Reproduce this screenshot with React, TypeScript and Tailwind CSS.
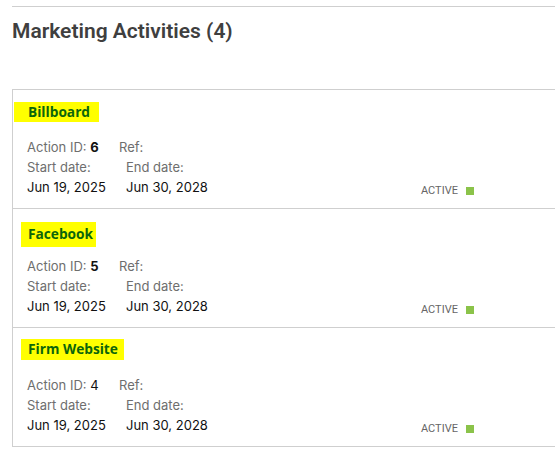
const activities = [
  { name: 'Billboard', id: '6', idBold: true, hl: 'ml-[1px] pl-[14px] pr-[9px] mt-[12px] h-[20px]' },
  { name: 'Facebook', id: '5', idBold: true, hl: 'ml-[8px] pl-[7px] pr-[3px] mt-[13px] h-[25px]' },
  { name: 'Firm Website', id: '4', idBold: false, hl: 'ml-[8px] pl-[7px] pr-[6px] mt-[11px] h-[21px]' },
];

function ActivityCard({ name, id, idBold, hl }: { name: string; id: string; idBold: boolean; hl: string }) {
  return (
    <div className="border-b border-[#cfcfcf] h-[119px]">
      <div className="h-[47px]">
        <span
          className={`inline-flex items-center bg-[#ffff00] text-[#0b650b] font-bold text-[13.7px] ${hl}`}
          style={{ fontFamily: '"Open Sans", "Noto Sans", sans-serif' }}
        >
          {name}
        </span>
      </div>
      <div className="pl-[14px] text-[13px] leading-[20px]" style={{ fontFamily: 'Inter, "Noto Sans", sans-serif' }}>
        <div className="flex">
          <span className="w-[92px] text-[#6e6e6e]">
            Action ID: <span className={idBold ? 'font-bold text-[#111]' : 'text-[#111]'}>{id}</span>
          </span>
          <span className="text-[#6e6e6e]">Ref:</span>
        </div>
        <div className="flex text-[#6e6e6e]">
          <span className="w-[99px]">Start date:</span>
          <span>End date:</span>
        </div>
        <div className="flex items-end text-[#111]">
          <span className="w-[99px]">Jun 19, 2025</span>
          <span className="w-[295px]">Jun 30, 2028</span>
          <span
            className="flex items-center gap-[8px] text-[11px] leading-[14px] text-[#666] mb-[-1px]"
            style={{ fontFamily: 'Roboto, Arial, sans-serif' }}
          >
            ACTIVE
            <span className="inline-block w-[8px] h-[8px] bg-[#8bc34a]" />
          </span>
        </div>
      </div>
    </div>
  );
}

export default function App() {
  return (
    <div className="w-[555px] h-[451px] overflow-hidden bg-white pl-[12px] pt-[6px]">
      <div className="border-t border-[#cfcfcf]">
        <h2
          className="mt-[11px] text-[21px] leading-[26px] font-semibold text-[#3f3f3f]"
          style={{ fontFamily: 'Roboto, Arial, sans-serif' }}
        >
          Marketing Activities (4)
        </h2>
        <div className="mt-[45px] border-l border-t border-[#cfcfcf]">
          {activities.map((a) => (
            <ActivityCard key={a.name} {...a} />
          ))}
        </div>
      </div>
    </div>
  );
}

■ ■ ■ ■ ■ ■ ■

Without the pictures, print the whole listing exactly as given.

> **Answer to this problem**
Reproduce this screenshot with React, TypeScript and Tailwind CSS.
const activities = [
  { name: 'Billboard', id: '6', idBold: true, hl: 'ml-[1px] pl-[14px] pr-[9px] mt-[12px] h-[20px]' },
  { name: 'Facebook', id: '5', idBold: true, hl: 'ml-[8px] pl-[7px] pr-[3px] mt-[13px] h-[25px]' },
  { name: 'Firm Website', id: '4', idBold: false, hl: 'ml-[8px] pl-[7px] pr-[6px] mt-[11px] h-[21px]' },
];

function ActivityCard({ name, id, idBold, hl }: { name: string; id: string; idBold: boolean; hl: string }) {
  return (
    <div className="border-b border-[#cfcfcf] h-[119px]">
      <div className="h-[47px]">
        <span
          className={`inline-flex items-center bg-[#ffff00] text-[#0b650b] font-bold text-[13.7px] ${hl}`}
          style={{ fontFamily: '"Open Sans", "Noto Sans", sans-serif' }}
        >
          {name}
        </span>
      </div>
      <div className="pl-[14px] text-[13px] leading-[20px]" style={{ fontFamily: 'Inter, "Noto Sans", sans-serif' }}>
        <div className="flex">
          <span className="w-[92px] text-[#6e6e6e]">
            Action ID: <span className={idBold ? 'font-bold text-[#111]' : 'text-[#111]'}>{id}</span>
          </span>
          <span className="text-[#6e6e6e]">Ref:</span>
        </div>
        <div className="flex text-[#6e6e6e]">
          <span className="w-[99px]">Start date:</span>
          <span>End date:</span>
        </div>
        <div className="flex items-end text-[#111]">
          <span className="w-[99px]">Jun 19, 2025</span>
          <span className="w-[295px]">Jun 30, 2028</span>
          <span
            className="flex items-center gap-[8px] text-[11px] leading-[14px] text-[#666] mb-[-1px]"
            style={{ fontFamily: 'Roboto, Arial, sans-serif' }}
          >
            ACTIVE
            <span className="inline-block w-[8px] h-[8px] bg-[#8bc34a]" />
          </span>
        </div>
      </div>
    </div>
  );
}

export default function App() {
  return (
    <div className="w-[555px] h-[451px] overflow-hidden bg-white pl-[12px] pt-[6px]">
      <div className="border-t border-[#cfcfcf]">
        <h2
          className="mt-[11px] text-[21px] leading-[26px] font-semibold text-[#3f3f3f]"
          style={{ fontFamily: 'Roboto, Arial, sans-serif' }}
        >
          Marketing Activities (4)
        </h2>
        <div className="mt-[45px] border-l border-t border-[#cfcfcf]">
          {activities.map((a) => (
            <ActivityCard key={a.name} {...a} />
          ))}
        </div>
      </div>
    </div>
  );
}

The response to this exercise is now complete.